Tuesday, October 27, 2009

Beavers

Considering all the buildings and cities and massive skyscrapers humans have constructed, it’s fascinating to consider that people may have learned how to construct structures by watching birds create their nests. I always assumed most of an animal’s knowledge is instinctual and most our knowledge is learned. Even in creating a primitive hut, our ancestors may have needed inspiration from other creatures. An architect spends years in school learning how to construct; every building is carefully designed and mathematically planned out beforehand. A beaver creates its dam with just as much brilliance, but is its knowledge passed down through generations or instinctual? I’ve seem beaver dams before but I had no idea how precisely they are created.
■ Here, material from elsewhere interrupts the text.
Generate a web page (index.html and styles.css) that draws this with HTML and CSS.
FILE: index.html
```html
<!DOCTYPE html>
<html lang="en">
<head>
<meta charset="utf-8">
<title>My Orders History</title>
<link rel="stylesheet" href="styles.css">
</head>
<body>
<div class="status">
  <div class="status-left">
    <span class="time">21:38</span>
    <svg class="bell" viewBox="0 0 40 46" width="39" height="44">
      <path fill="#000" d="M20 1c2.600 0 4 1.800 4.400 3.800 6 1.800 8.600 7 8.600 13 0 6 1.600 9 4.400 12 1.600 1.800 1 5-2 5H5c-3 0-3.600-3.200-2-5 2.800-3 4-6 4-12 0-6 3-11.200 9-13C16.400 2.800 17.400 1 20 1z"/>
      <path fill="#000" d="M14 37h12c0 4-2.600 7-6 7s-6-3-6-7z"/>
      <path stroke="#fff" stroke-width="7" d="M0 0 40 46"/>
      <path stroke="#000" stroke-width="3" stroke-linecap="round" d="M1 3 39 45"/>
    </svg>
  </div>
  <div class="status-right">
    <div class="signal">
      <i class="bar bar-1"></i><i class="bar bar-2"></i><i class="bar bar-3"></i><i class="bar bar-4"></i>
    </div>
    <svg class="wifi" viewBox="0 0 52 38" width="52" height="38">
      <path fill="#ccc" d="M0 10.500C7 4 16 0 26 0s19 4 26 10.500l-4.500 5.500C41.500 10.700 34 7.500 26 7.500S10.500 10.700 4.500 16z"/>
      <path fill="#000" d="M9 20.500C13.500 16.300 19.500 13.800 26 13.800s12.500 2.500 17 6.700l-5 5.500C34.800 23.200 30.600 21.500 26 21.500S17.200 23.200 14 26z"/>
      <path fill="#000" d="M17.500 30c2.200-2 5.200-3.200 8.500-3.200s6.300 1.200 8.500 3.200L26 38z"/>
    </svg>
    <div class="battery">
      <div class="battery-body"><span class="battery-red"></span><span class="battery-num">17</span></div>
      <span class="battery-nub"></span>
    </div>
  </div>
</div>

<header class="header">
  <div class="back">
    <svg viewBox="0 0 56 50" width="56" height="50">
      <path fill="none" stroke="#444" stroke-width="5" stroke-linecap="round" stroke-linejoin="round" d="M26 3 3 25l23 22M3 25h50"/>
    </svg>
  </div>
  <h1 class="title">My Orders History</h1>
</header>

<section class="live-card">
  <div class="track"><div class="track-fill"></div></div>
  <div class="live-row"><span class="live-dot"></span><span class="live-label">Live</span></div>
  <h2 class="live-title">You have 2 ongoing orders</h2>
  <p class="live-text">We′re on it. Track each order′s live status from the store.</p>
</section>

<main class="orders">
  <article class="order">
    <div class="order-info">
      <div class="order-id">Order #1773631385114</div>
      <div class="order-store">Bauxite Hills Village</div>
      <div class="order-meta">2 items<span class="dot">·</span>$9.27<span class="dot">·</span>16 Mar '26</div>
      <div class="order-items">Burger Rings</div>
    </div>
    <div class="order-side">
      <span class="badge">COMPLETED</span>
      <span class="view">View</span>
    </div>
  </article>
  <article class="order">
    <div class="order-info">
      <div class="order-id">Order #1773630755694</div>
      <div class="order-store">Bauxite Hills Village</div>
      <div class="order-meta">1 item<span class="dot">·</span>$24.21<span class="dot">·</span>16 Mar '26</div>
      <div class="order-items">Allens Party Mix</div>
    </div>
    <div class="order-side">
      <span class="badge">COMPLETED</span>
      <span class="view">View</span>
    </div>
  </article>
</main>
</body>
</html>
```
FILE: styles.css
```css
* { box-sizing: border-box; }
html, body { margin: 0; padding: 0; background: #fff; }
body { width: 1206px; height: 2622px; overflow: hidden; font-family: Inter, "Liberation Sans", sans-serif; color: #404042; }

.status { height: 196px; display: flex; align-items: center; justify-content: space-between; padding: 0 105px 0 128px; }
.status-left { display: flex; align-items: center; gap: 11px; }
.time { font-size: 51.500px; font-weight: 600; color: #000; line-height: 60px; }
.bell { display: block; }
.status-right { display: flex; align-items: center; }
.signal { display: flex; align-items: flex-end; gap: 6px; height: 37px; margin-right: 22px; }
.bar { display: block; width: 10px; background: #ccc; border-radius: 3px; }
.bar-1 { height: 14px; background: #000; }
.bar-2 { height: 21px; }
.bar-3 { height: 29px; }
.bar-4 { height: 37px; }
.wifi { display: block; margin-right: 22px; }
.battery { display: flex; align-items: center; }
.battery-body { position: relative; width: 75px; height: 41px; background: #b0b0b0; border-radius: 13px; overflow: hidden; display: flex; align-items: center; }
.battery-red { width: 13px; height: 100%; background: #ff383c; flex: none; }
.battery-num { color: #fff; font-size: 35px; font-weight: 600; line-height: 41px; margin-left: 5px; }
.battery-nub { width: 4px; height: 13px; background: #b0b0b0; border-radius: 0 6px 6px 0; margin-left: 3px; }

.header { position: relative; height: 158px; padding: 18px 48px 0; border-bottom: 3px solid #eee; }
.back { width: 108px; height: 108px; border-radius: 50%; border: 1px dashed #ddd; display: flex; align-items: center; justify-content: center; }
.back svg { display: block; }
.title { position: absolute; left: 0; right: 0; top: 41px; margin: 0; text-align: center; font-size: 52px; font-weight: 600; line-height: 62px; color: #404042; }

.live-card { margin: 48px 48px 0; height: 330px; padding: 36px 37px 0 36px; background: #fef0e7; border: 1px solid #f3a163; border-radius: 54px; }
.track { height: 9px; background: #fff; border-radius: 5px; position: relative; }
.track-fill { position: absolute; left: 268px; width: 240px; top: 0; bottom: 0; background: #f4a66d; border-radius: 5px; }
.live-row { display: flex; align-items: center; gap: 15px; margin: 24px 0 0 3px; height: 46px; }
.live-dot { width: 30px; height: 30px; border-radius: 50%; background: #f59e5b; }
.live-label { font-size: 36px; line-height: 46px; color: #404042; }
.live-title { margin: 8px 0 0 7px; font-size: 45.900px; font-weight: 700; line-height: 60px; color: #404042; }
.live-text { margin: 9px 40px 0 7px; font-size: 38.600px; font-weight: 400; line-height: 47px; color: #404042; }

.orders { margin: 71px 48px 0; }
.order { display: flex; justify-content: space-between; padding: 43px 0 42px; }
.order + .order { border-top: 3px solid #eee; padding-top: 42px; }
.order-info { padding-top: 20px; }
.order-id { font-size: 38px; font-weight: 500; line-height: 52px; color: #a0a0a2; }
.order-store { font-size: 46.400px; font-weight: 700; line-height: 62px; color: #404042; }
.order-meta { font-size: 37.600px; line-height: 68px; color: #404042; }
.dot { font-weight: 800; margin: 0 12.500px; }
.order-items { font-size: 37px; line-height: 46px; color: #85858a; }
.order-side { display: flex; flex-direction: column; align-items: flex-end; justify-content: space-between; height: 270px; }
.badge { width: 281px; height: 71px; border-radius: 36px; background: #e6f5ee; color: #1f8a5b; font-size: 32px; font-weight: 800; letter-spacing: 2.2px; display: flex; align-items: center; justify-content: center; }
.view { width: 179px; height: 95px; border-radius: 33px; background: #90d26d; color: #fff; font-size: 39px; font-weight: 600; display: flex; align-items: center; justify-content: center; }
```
Their dams are flanked by 2 smaller barriers and are curved at the center where highest water pressure is, so that the dam can withstand change in water flow. Did it take many lost beaver homes from one beaver to engineer an ideal design to prevent dam destruction? Or do beaver just know out of common sense that they should construct two smaller dams so that their home will not be washed away during a flood? Sometimes I think humans just over think things. For example we naturally know what a good composition is and what colors look nice together, but once one is asked to be become consciously aware of it, something that was once so natural becomes confusing for a while. Perhaps much of our knowledge is instinctual, we just over think too much.